The Microsoft 365 side of this problem is well-documented. Tycoon 2FA, first surfaced by Sekoia researchers in late 2023, is the most prominent example: a fully commercialised AiTM PhaaS platform sold via Telegram for as little as $120 for a 10-day phishing window. It targets both Microsoft 365 and Gmail accounts, operates across over 1,100 domains, and had generated more than $394,000 in Bitcoin transactions by mid-2024 alone. It is actively maintained, with regular updates to improve evasion and obfuscation of its phishing pages.

The Google-specific variant I've encountered in the field bears the same hallmarks of a packaged kit: automated steps, consistent infrastructure choices, and pre-built post-compromise actions (like the mailer-daemon filter) that no manual operator would apply identically across ten separate victim accounts. The most likely explanation is that there is a Google-focused PhaaS toolkit — or a Google module within an existing one — circulating in black-market channels that has simply received less public research attention than the Microsoft 365-focused kits.

Why MFA Didn't Stop This

A common client reaction when these incidents are presented is disbelief that MFA "failed." It didn't fail — it was bypassed elegantly. The AiTM technique doesn't attack MFA at the protocol level. It weaponises the user's trust in their own device notification and the real-time nature of the proxy relay. The victim completes a genuine MFA challenge against the real Google

infrastructure. The attacker simply intercepts what that authentication produces: a session cookie representing an already-authenticated session.

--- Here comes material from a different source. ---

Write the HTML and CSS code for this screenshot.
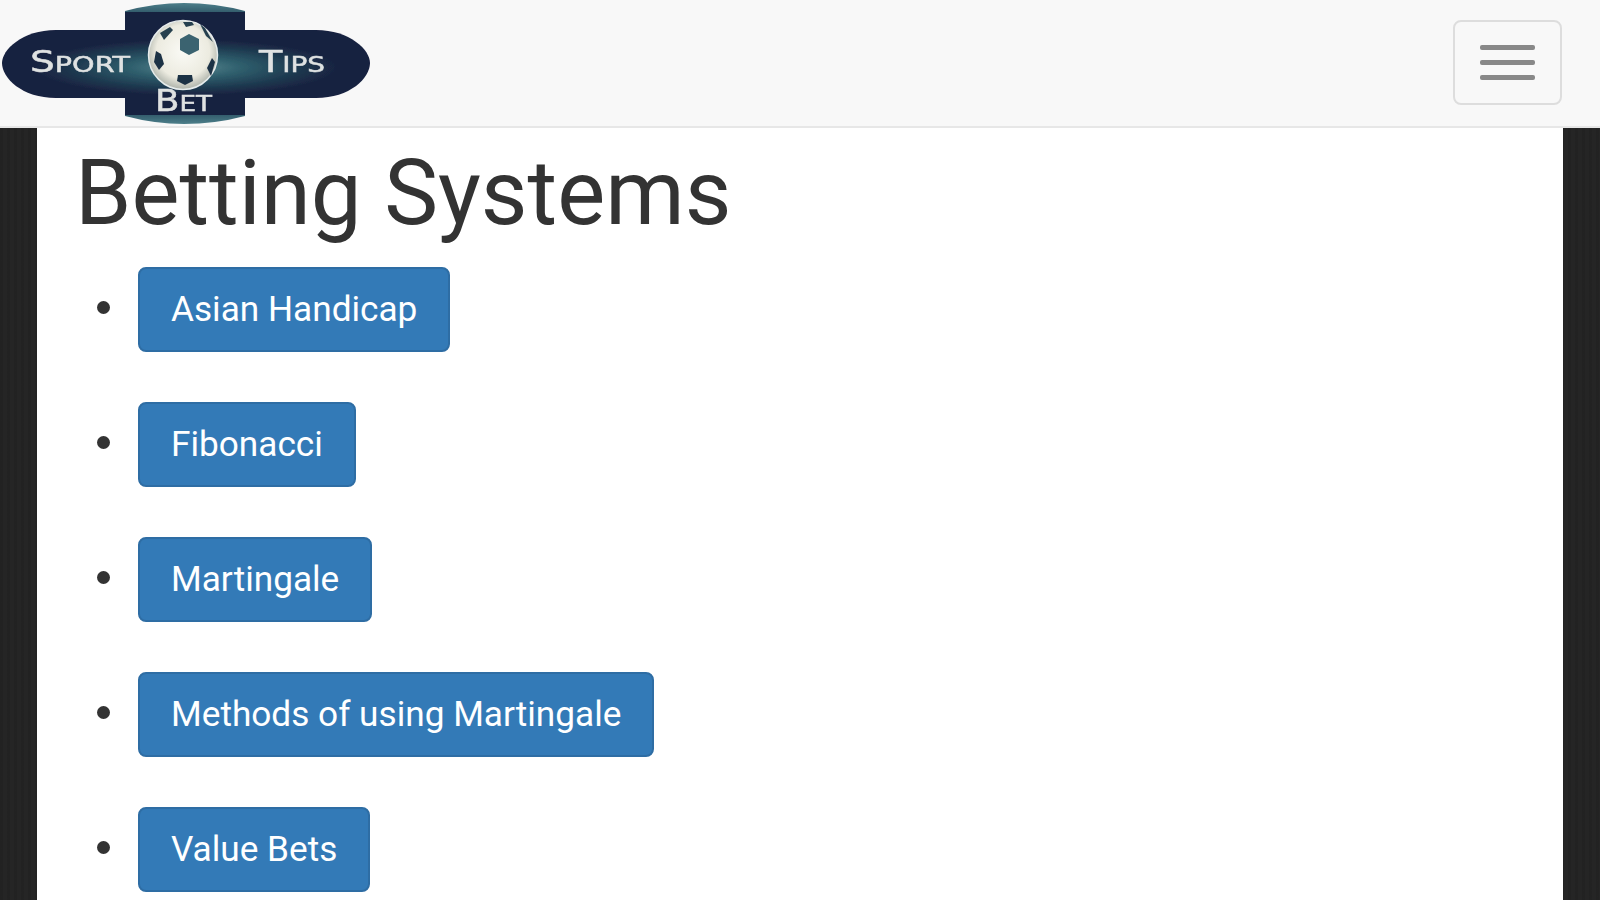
FILE: index.html
```html
<!DOCTYPE html>
<html lang="en">
<head>
  <meta charset="UTF-8" />
  <meta name="viewport" content="width=device-width, initial-scale=1.0" />
  <title>Betting Systems</title>
  <link rel="stylesheet" href="styles.css">
</head>
<body>
  <nav class="navbar">
    <a class="brand" href="#">
      <svg class="logo" width="372" height="126" viewBox="0 0 372 126">
        <defs>
          <radialGradient id="bandGlow" cx="0.5" cy="0.55" r="0.5">
            <stop offset="0" stop-color="#5c8a92" />
            <stop offset="0.3" stop-color="#2f5f6d" />
            <stop offset="0.6" stop-color="#1e3a50" />
            <stop offset="0.85" stop-color="#18203f" />
            <stop offset="1" stop-color="#18203f" />
          </radialGradient>
          <linearGradient id="capFill" x1="0" y1="0" x2="0" y2="1">
            <stop offset="0" stop-color="#4d7f8a" />
            <stop offset="0.1" stop-color="#2a5263" />
            <stop offset="0.9" stop-color="#2a5263" />
            <stop offset="1" stop-color="#4d7f8a" />
          </linearGradient>
          <radialGradient id="ballFill" cx="0.5" cy="0.45" r="0.55">
            <stop offset="0" stop-color="#fafaf5" />
            <stop offset="0.7" stop-color="#ecebe0" />
            <stop offset="1" stop-color="#aeb3aa" />
          </radialGradient>
          <filter id="soften">
            <feGaussianBlur stdDeviation="0.7" />
          </filter>
        </defs>
        <g filter="url(#soften)">
          <path d="M125 11 Q155 3 184 3 Q215 3 245 11 L245 116 Q215 124 184 124 Q155 124 125 116 Z" fill="url(#capFill)" />
          <rect x="125" y="12" width="120" height="25" fill="#18203f" />
          <rect x="125" y="91" width="120" height="24" fill="#18203f" />
          <path d="M56 30 H316 C350 30 370 50 370 63 C370 78 350 98 316 98 H56 C22 98 2 78 2 63 C2 50 22 30 56 30 Z" fill="url(#bandGlow)" />
          <circle cx="183" cy="55" r="34.5" fill="url(#ballFill)" stroke="#e6ecec" stroke-width="1.5" />
          <path d="M189 34 L180 39 L180 50 L189 55 L199 50 L199 39 Z" fill="#3b6470" />
          <path d="M156 51 L161 54 L164 64 L159 70 L154 62 Z" fill="#1e3144" />
          <path d="M178 75 L192 75 L193 81 L185 85 L177 81 Z" fill="#1e3144" />
          <path d="M212 58 L215 62 L211 76 L207 68 Z" fill="#1e3144" />
          <path d="M160 33 L170 27 L173 30 L164 40 Z" fill="#26414f" />
          <path d="M200 24 L205 28 L213 42 L206 36 Z" fill="#26414f" />
          <path d="M183 22 L192 22 L194 25 L186 27 Z" fill="#26414f" />
          <text class="logo-text" x="30" y="72" textLength="100" lengthAdjust="spacingAndGlyphs">S<tspan class="logo-small">PORT</tspan></text>
          <text class="logo-text" x="259" y="72" textLength="66" lengthAdjust="spacingAndGlyphs">T<tspan class="logo-small">IPS</tspan></text>
          <text class="logo-text" x="155" y="111" textLength="57" lengthAdjust="spacingAndGlyphs">B<tspan class="logo-small">ET</tspan></text>
        </g>
      </svg>
    </a>
    <button class="menu-toggle" type="button">
      <span class="icon-bar"></span>
      <span class="icon-bar"></span>
      <span class="icon-bar"></span>
    </button>
  </nav>

  <div class="container">
    <h1>Betting Systems</h1>
    <ul class="system-list">
      <li><a class="btn" href="#">Asian Handicap</a></li>
      <li><a class="btn" href="#">Fibonacci</a></li>
      <li><a class="btn" href="#">Martingale</a></li>
      <li><a class="btn" href="#">Methods of using Martingale</a></li>
      <li><a class="btn" href="#">Value Bets</a></li>
    </ul>
  </div>
</body>
</html>
```

FILE: styles.css
```css
html, body {
  height: 100%;
}
body {
  margin: 0;
  height: 900px;
  overflow: hidden;
  font-family: Roboto, "Liberation Sans", sans-serif;
  color: #333;
  background: #252525 repeating-linear-gradient(90deg, rgba(0,0,0,0.08) 0 3px, transparent 3px 7px);
}
.navbar {
  display: flex;
  align-items: flex-start;
  justify-content: space-between;
  height: 126px;
  background: #f8f8f8;
  border-bottom: 2px solid #e7e7e7;
}
.brand {
  display: block;
  height: 126px;
}
.logo {
  display: block;
}
.logo-text {
  font-family: "DejaVu Sans", sans-serif;
  font-size: 30px;
  fill: #dfe2e2;
  stroke: #dfe2e2;
  stroke-width: 0.5px;
}
.logo-small {
  font-size: 22px;
}
.menu-toggle {
  display: flex;
  flex-direction: column;
  align-items: center;
  justify-content: center;
  gap: 10px;
  width: 109px;
  height: 85px;
  margin: 20px 38px 0 0;
  padding: 0;
  background: transparent;
  border: 2px solid #ddd;
  border-radius: 8px;
}
.icon-bar {
  display: block;
  width: 55px;
  height: 5px;
  background: #888;
  border-radius: 2px;
}
.container {
  box-sizing: border-box;
  width: 1526px;
  height: 772px;
  margin: 0 auto;
  padding: 0 38px;
  overflow: hidden;
  background: #fff;
}
h1 {
  margin: 18px 0 27px;
  font-size: 90.6px;
  font-weight: 400;
  line-height: 94px;
}
.system-list {
  display: flex;
  flex-direction: column;
  gap: 50px;
  margin: 0;
  padding: 0;
  list-style: none;
}
.system-list li {
  display: flex;
  align-items: flex-start;
  height: 85px;
}
.system-list li::before {
  content: "";
  flex: none;
  width: 13px;
  height: 13px;
  margin: 34px 28px 0 22px;
  background: #333;
  border-radius: 50%;
}
.btn {
  display: block;
  padding: 0 31px;
  font-size: 35.2px;
  line-height: 81px;
  color: #fff;
  text-decoration: none;
  background: #337ab7;
  border: 2px solid #2e6da4;
  border-radius: 8px;
}
```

Stolen cookies allow attackers to replay a session and maintain access even if credentials are subsequently changed, because the session was established with valid MFA consent. The only authentication methods that are technically resistant to AiTM are FIDO2 hardware keys and passkeys, both of which bind the authentication response cryptographically to the legitimate origin domain — something a proxy cannot forge. Traditional TOTP codes, SMS codes, and push-notification approvals are all susceptible.

What IR Reports Should Document

If you're handling a similar case, the following artifacts are the most valuable to preserve and document. Timeline of Gmail filter creation (found in Gmail's audit logs or via Google Workspace Admin Console) is critical — the timestamp of the mailer-daemon block rule relative to the first anomalous login and the first outbound phishing email establishes the operator's automated playbook. Login IP addresses and ASN data will likely cluster around a small set of VPS providers; cross-case correlation on these is highly productive for attribution and building shared IoC sets.

Sent mail folder content — if not deleted — reveals phishing template design, which can often be matched to known PhaaS kit templates. And device approval logs will show the precise moment the victim accepted the fraudulent MFA prompt, which is useful both for forensic reconstruction and for explaining the compromise to the victim.

The good news, if there is any, is that the repeatability of this attack pattern means that once you've worked one case thoroughly, you have a reliable template for the next. The bad news is that the repeatability also means the toolkit is stable, functional, and being actively used at scale.

Bottom Line

Gmail-targeted AiTM attacks are being conducted with the same tooling discipline seen in the well-documented Microsoft 365 PhaaS ecosystem. The specific post-compromise behaviour of blocking bounce notifications before a bulk phishing blast is a repeatable, operational artefact of an automated kit — not improvised tradecraft.

Security teams responding to Gmail BEC incidents should treat this pattern as a reliable indicator of kit-based attacks, add the mailer-daemon filter check to their standard Gmail triage checklist, and escalate intelligence on hosting providers and infrastructure to contribute to broader community detection efforts.

Phishing-as-a-Service has lowered the floor for conducting sophisticated MFA-bypassing campaigns to the price of a budget software subscription. The Google ecosystem deserves the same research scrutiny the Microsoft 365 PhaaS space has received.